Robot seriously

Cory Elliott and Darren “d6” Barnes

Darren

Darren "d6" Barnes and Cory Elliott share a love for robots.

Photo/Brad Bynum

Robotronia vs. Intruder Alert! is on display at the Holland Micro Gallery in the Bibo Coffee Co., 945 Record St., through Sept. 19.

Here’s a fun fact: the word “robot” is derived from a Czech word meaning “slave.” Czech playwright Karel apek used the term in his 1920 play Rossum’s Universal Robots to describe synthetic humanoid servants. Ever since then, robots have sparked the imaginations of writers, artists and musicians of all stripes. In film especially, many of the most iconic images in its history feature robots: Maria in Metropolis, Gort in The Day the Earth Stood Still, and even Optimus Prime in those terrible Transformers movies.

But arguably the best and most iconic of all movie robots are R2-D2 and C-3PO in Star Wars.

Cory Elliott was 8 years old when the first Star Wars movie came out in 1977, and the movie made a huge impression on him.

“It completely blew my mind,” he said recently. “I was a sheltered latchkey kid who didn’t know anything about science fiction, didn’t know anything about having my mind blown, and that movie just wiped us all out.”

Elliott and Darren “d6” Barnes have been collaborating on various art projects for nearly 25 years. Their exhibition Robotronia vs. Intruder Alert! is on display at the Holland Micro Gallery in the Bibo Coffee Co. on Record Street through Sept. 19. It’s a small survey of their robot-themed collaborations dating back to 1990.

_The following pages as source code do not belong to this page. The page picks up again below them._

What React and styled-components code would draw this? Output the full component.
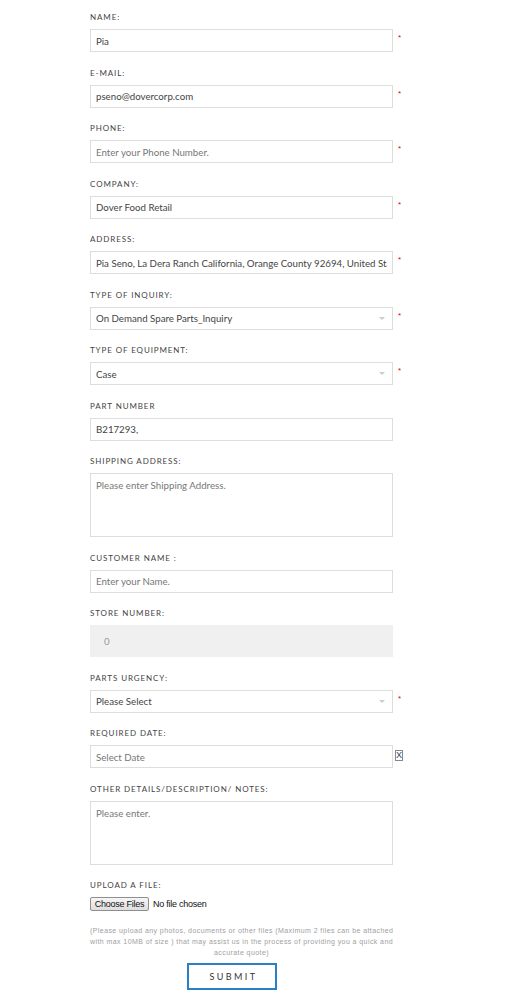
import React from "react";
import styled, { createGlobalStyle } from "styled-components";

const GlobalStyle = createGlobalStyle`
  html, body {
    margin: 0;
    padding: 0;
    background: #fff;
  }
  body {
    font-family: Lato, "Open Sans", sans-serif;
    color: #444;
  }
`;

const Page = styled.div`
  width: 514px;
  padding: 11px 0 10px 90px;
  box-sizing: border-box;
`;

const Form = styled.form`
  width: 320px;
`;

const Field = styled.div`
  margin-bottom: 14.5px;
`;

const Label = styled.label`
  display: block;
  height: 12px;
  line-height: 12px;
  margin-bottom: 6px;
  font-size: 8px;
  font-weight: 400;
  letter-spacing: 0.9px;
  color: #444;
  text-transform: uppercase;
`;

const Row = styled.div`
  display: flex;
  align-items: flex-start;
`;

const Control = styled.div`
  width: 303px;
  flex: none;
`;

const Input = styled.input`
  display: block;
  width: 100%;
  height: ${(p) => (p.$tall ? "32px" : "23px")};
  box-sizing: border-box;
  padding: 0 5px 0 ${(p) => (p.readOnly ? "13px" : "5px")};
  border: 1px solid ${(p) => (p.readOnly ? "#f0f0f0" : "#ddd")};
  background: ${(p) => (p.readOnly ? "#f0f0f0" : "#fff")};
  font-family: Lato, "Open Sans", sans-serif;
  font-size: 9.7px;
  color: ${(p) => (p.readOnly ? "#999" : "#444")};
  outline: none;
  &::placeholder {
    color: #777;
    opacity: 1;
  }
`;

const Select = styled.div`
  height: 23px;
  box-sizing: border-box;
  border: 1px solid #ddd;
  padding: 0 5px;
  display: flex;
  align-items: center;
  justify-content: space-between;
  font-size: 9.7px;
  color: #444;
  background: #fff;
`;

const Caret = styled.span`
  width: 0;
  height: 0;
  margin-right: 2px;
  border-left: 3px solid transparent;
  border-right: 3px solid transparent;
  border-top: 3px solid #ccc;
`;

const TextArea = styled.textarea`
  display: block;
  width: 100%;
  height: 64px;
  box-sizing: border-box;
  padding: 5px 5px;
  border: 1px solid #ddd;
  resize: none;
  font-family: Lato, "Open Sans", sans-serif;
  font-size: 9.7px;
  color: #444;
  outline: none;
  &::placeholder {
    color: #777;
    opacity: 1;
  }
`;

const Required = styled.span`
  margin: 5px 0 0 5px;
  font-family: "Liberation Sans", Arial, sans-serif;
  font-size: 8px;
  line-height: 8px;
  color: #e0001b;
`;

const Clear = styled.span`
  margin: 5px 0 0 2px;
  width: 8px;
  height: 11px;
  box-sizing: border-box;
  border: 1px solid #888;
  display: flex;
  align-items: center;
  justify-content: center;
  font-family: "Liberation Sans", Arial, sans-serif;
  font-size: 9px;
  line-height: 9px;
  color: #2f3a6b;
`;

const FileRow = styled.div`
  display: flex;
  align-items: center;
  gap: 4px;
  font-family: "Liberation Sans", Arial, sans-serif;
  font-size: 9px;
  letter-spacing: -0.25px;
  color: #111;
`;

const FileButton = styled.span`
  width: 59px;
  height: 14px;
  box-sizing: border-box;
  border: 1px solid #8f8f8f;
  border-radius: 2px;
  background: linear-gradient(#f6f6f6, #dedede);
  display: flex;
  align-items: center;
  justify-content: center;
`;

const Note = styled.p`
  width: 303px;
  margin: 14px 0 5px;
  font-family: "Liberation Sans", Arial, sans-serif;
  font-size: 7px;
  line-height: 11px;
  letter-spacing: 0.42px;
  color: #a0a0a0;
  text-align: center;
  white-space: nowrap;
`;

const Submit = styled.button`
  display: block;
  width: 90px;
  height: 27px;
  margin-left: 97px;
  border: 2px solid #2b7fc3;
  background: #fff;
  font-family: Lato, "Open Sans", sans-serif;
  font-size: 9px;
  letter-spacing: 2.4px;
  color: #333;
  padding: 0 0 0 3px;
`;

const fields = [
  { label: "Name:", value: "Pia", required: true },
  { label: "E-mail:", value: "pseno@dovercorp.com", required: true },
  { label: "Phone:", placeholder: "Enter your Phone Number.", required: true },
  { label: "Company:", value: "Dover Food Retail", required: true },
  {
    label: "Address:",
    value: "Pia Seno, La Dera Ranch California, Orange County 92694, United States",
    required: true,
  },
  { label: "Type of inquiry:", select: "On Demand Spare Parts_Inquiry", required: true },
  { label: "Type of equipment:", select: "Case", required: true },
  { label: "Part Number", value: "B217293," },
  { label: "Shipping Address:", area: "Please enter Shipping Address." },
  { label: "Customer Name :", placeholder: "Enter your Name." },
  { label: "Store Number:", value: "0", readOnly: true },
  { label: "Parts Urgency:", select: "Please Select", required: true },
  { label: "Required Date:", placeholder: "Select Date", clear: true },
  { label: "Other Details/Description/ Notes:", area: "Please enter." },
];

const renderControl = (f) => {
  if (f.select) {
    return (
      <Select>
        <span>{f.select}</span>
        <Caret />
      </Select>
    );
  }
  if (f.area) return <TextArea placeholder={f.area} />;
  return (
    <Input
      defaultValue={f.value}
      placeholder={f.placeholder}
      readOnly={f.readOnly}
      $tall={f.readOnly}
    />
  );
};

const App = () => (
  <Page>
    <GlobalStyle />
    <Form onSubmit={(e) => e.preventDefault()}>
      {fields.map((f) => (
        <Field key={f.label}>
          <Label>{f.label}</Label>
          <Row>
            <Control>{renderControl(f)}</Control>
            {f.required && <Required>*</Required>}
            {f.clear && <Clear>X</Clear>}
          </Row>
        </Field>
      ))}
      <Field>
        <Label>Upload a file:</Label>
        <FileRow>
          <FileButton>Choose Files</FileButton>
          <span>No file chosen</span>
        </FileRow>
        <Note>
          (Please upload any photos, documents or other files (Maximum 2 files can be attached
          <br />
          with max 10MB of size ) that may assist us in the process of providing you a quick and
          <br />
          accurate quote)
        </Note>
        <Submit type="submit">SUBMIT</Submit>
      </Field>
    </Form>
  </Page>
);

export default App;
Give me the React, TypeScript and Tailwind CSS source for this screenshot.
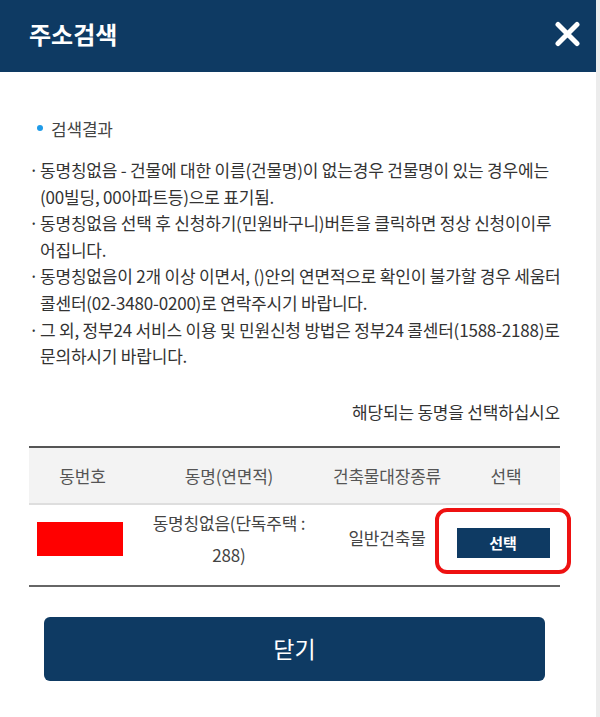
import React from 'react';

const notes: string[][] = [
    ['동명칭없음 - 건물에 대한 이름(건물명)이 없는경우 건물명이 있는 경우에는', '(00빌딩, 00아파트등)으로 표기됨.'],
    ['동명칭없음 선택 후 신청하기(민원바구니)버튼을 클릭하면 정상 신청이이루', '어집니다.'],
    ['동명칭없음이 2개 이상 이면서, ()안의 연면적으로 확인이 불가할 경우 세움터', '콜센터(02-3480-0200)로 연락주시기 바랍니다.'],
    ['그 외, 정부24 서비스 이용 및 민원신청 방법은 정부24 콜센터(1588-2188)로', '문의하시기 바랍니다.'],
];

export default function App() {
    return (
        <div className="flex w-[600px] h-[717px] bg-white font-['Noto_Sans_CJK_KR','Noto_Sans',sans-serif] tracking-[-0.2px]">
            <div className="flex flex-col w-[596px]">
                {/* header */}
                <div className="flex items-center justify-between h-[72px] bg-[#0e3a63] pl-[29px] pr-[15px] pb-[4px]">
                    <h1 className="text-[24px] leading-none font-bold text-white tracking-normal">주소검색</h1>
                    <button className="w-[28px] h-[28px] flex items-center justify-center" aria-label="닫기">
                        <svg width="27" height="26" viewBox="0 0 27 26">
                            <path d="M4 3.5L23 22.5M23 3.5L4 22.5" stroke="#fff" strokeWidth="5" strokeLinecap="round" />
                        </svg>
                    </button>
                </div>

                <div className="flex flex-col pl-[29px] pr-[36px]">
                    {/* result title */}
                    <div className="flex items-center gap-[8px] pl-[8px] mt-[45px] h-[24px]">
                        <span className="w-[6px] h-[6px] rounded-full bg-[#1f9be8] -mt-[3px]" />
                        <span className="text-[17px] leading-[24px] text-[#444]">검색결과</span>
                    </div>

                    {/* notes */}
                    <ul className="mt-[16px] text-[17px] leading-[26.6px] text-[#333]">
                        {notes.map((lines, i) => (
                            <li key={i} className="flex">
                                <span className="w-[11px] shrink-0">·</span>
                                <span className="whitespace-nowrap">
                                    {lines[0]}
                                    <br />
                                    {lines[1]}
                                </span>
                            </li>
                        ))}
                    </ul>

                    <p className="mt-[30px] text-right text-[17px] leading-[24px] text-[#333]">해당되는 동명을 선택하십시오</p>

                    {/* table */}
                    <div className="mt-[22px] border-t-2 border-b-2 border-t-[#555] border-b-[#666] text-[17px] text-[#444]">
                        <div className="grid grid-cols-[107px_186px_130px_108px] h-[57px] items-center bg-[#f3f3f3] border-b-2 border-[#dedede] text-center text-[#555]">
                            <div>동번호</div>
                            <div>동명(연면적)</div>
                            <div>건축물대장종류</div>
                            <div>선택</div>
                        </div>
                        <div className="grid grid-cols-[107px_186px_130px_108px] h-[80px] items-center text-center">
                            <div className="flex justify-center -mt-[12px]">
                                <div className="w-[86px] h-[34px] bg-[#ff0000] -ml-[5px]" />
                            </div>
                            <div className="leading-[32px] -mt-[12px]">
                                동명칭없음(단독주택 :
                                <br />
                                288)
                            </div>
                            <div className="-mt-[14px]">일반건축물</div>
                            <div className="flex justify-center -mt-[4px]">
                                <div className="relative -ml-[6px]">
                                    <button className="w-[93px] h-[30px] bg-[#0e3a63] text-white text-[15px] font-bold leading-[30px] tracking-normal">
                                        선택
                                    </button>
                                    <span className="absolute -left-[22px] -right-[21px] -top-[20px] -bottom-[16px] border-[4px] border-[#ee1111] rounded-[12px] pointer-events-none" />
                                </div>
                            </div>
                        </div>
                    </div>

                    <div className="px-[15px] mt-[30px]">
                        <button className="w-full h-[64px] rounded-[6px] bg-[#0e3a63] text-white text-[23px] leading-none tracking-normal">
                            닫기
                        </button>
                    </div>
                </div>
            </div>
            <div className="w-[4px] bg-[#ececec]" />
        </div>
    );
}
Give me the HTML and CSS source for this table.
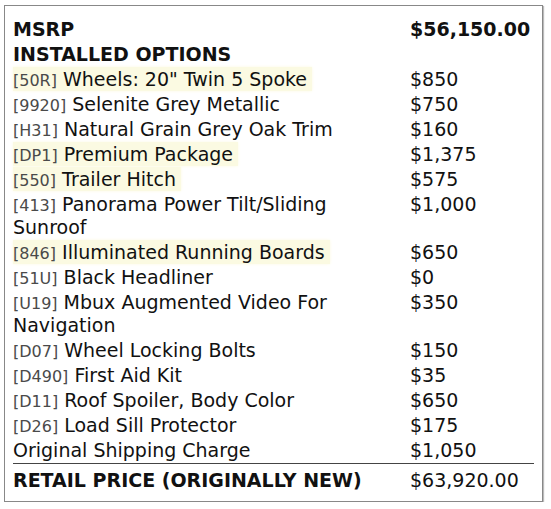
FILE: index.html
```html
<!DOCTYPE html>
<html>
<head>
<meta charset="utf-8">
<link rel="stylesheet" href="styles.css">
</head>
<body>
<div class="sticker">
  <table class="price-table">
    <tr class="head"><td class="desc">MSRP</td><td class="price">$56,150.00</td></tr>
    <tr class="head"><td class="desc">INSTALLED OPTIONS</td><td class="price"></td></tr>
    <tr><td class="desc"><span class="hl"><span class="code">[50R]</span> Wheels: 20" Twin 5 Spoke</span></td><td class="price">$850</td></tr>
    <tr><td class="desc"><span class="code">[9920]</span> Selenite Grey Metallic</td><td class="price">$750</td></tr>
    <tr><td class="desc"><span class="code">[H31]</span> Natural Grain Grey Oak Trim</td><td class="price">$160</td></tr>
    <tr><td class="desc"><span class="hl"><span class="code">[DP1]</span> Premium Package</span></td><td class="price">$1,375</td></tr>
    <tr><td class="desc"><span class="hl"><span class="code">[550]</span> Trailer Hitch</span></td><td class="price">$575</td></tr>
    <tr><td class="desc"><span class="code">[413]</span> Panorama Power Tilt/Sliding Sunroof</td><td class="price">$1,000</td></tr>
    <tr><td class="desc"><span class="hl"><span class="code">[846]</span> Illuminated Running Boards</span></td><td class="price">$650</td></tr>
    <tr><td class="desc"><span class="code">[51U]</span> Black Headliner</td><td class="price">$0</td></tr>
    <tr><td class="desc"><span class="code">[U19]</span> Mbux Augmented Video For Navigation</td><td class="price">$350</td></tr>
    <tr><td class="desc"><span class="code">[D07]</span> Wheel Locking Bolts</td><td class="price">$150</td></tr>
    <tr><td class="desc"><span class="code">[D490]</span> First Aid Kit</td><td class="price">$35</td></tr>
    <tr><td class="desc"><span class="code">[D11]</span> Roof Spoiler, Body Color</td><td class="price">$650</td></tr>
    <tr><td class="desc"><span class="code">[D26]</span> Load Sill Protector</td><td class="price">$175</td></tr>
    <tr class="last"><td class="desc">Original Shipping Charge</td><td class="price">$1,050</td></tr>
    <tr class="total"><td class="desc">RETAIL PRICE (ORIGINALLY NEW)</td><td class="price">$63,920.00</td></tr>
  </table>
</div>
</body>
</html>
```
FILE: styles.css
```css
html, body {
  margin: 0;
  padding: 0;
  background: #fff;
}
body {
  font-family: "DejaVu Sans", "Noto Sans", sans-serif;
  color: #111;
}
.sticker {
  margin: 5px 0 0 4px;
  width: 539px;
  height: 497px;
  border: 1px solid #888;
  box-shadow: 1px 1px 1px #bbb;
  padding: 11px 8px 0 8px;
  box-sizing: border-box;
}
.price-table {
  border-collapse: collapse;
  width: 521px;
  font-size: 19px;
  line-height: 23px;
}
.price-table td {
  padding: 1px 0;
  vertical-align: top;
}
.price-table td.desc {
  width: 383px;
  padding-right: 14px;
}
.price {
  white-space: nowrap;
}
.head td {
  font-weight: bold;
}
.code {
  font-size: 16px;
  line-height: 1;
  color: #4a4a4a;
}
.hl {
  background: #fbfae2;
  padding: 1px 5px 1px 0;
  box-shadow: 0 0 3px #fbfae2;
}
.last td {
  border-bottom: 1px solid #444;
}
.total td {
  padding-top: 5px;
}
.total .desc {
  font-weight: bold;
}
```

A highlight of the exhibition is a group of paintings by Elliott, spray painted stencils on faux wood panels. Each panel features four or five different handcut stencil paintings of different colors layered on top of each other, and each depicts a Star Wars droid. The marquee names, R2-D2 and C-3PO, are there, but so is the assassin robot IG-88, the imperial probe droid that discovered the rebel base on Hoth, and others.

Elliott said he was inspired by high-profile artists, like Banksy and Shepard Fairey, who often use stencils and spray paint, but that he has never been a street artist or graffiti writer because he’s a “rule follower.”

“But I really love that culture,” he said. “I love seeing the graffiti trains.”

The exhibition also includes sheet metal robot heads designed by Barnes, and many other robot images, some of it taken from Intruder Alert zines that the two artists have created together intermittently over the years. Barnes and Elliot have also created large robot puppets and are closely associated with the local “celebrity robot” Hotshot Few Thousand (“Interview with the robot,” RN&R feature story, July 11, 2013).

“What we saw growing up primarily were what you would call dumb robots—single task robots—'I’m going to weld. That’s what I’m going to do.'” said Barnes. “And then slowly it’s like they’re multitasking. But they’re doing three things maybe. But they’re alluding to taking over humanity.”

What’s the lasting appeal of robots?

“It’s kind of a nostalgia thing for me,” said Barnes. “I’ve always liked the big, clunking, laborious, totally useless [robots].”

He said he also sees robots as a sort of gateway to many other science fiction possibilities: flying cars and Jetsons-style robot maids. Human beings’ use of tools, and our close relationship with them, is one of the things that perhaps define us as different from other animals, and robots are the ultimate expression of that.

According to Elliott, robots can inspire many fantastical thoughts: “Our fantasy would be, ’I’m afraid to die. I don’t want to die! If I was a robot, I could be repaired and fixed and upgraded and moved forward.’”

The artists say that’s a better immortality fantasy than magical vampires.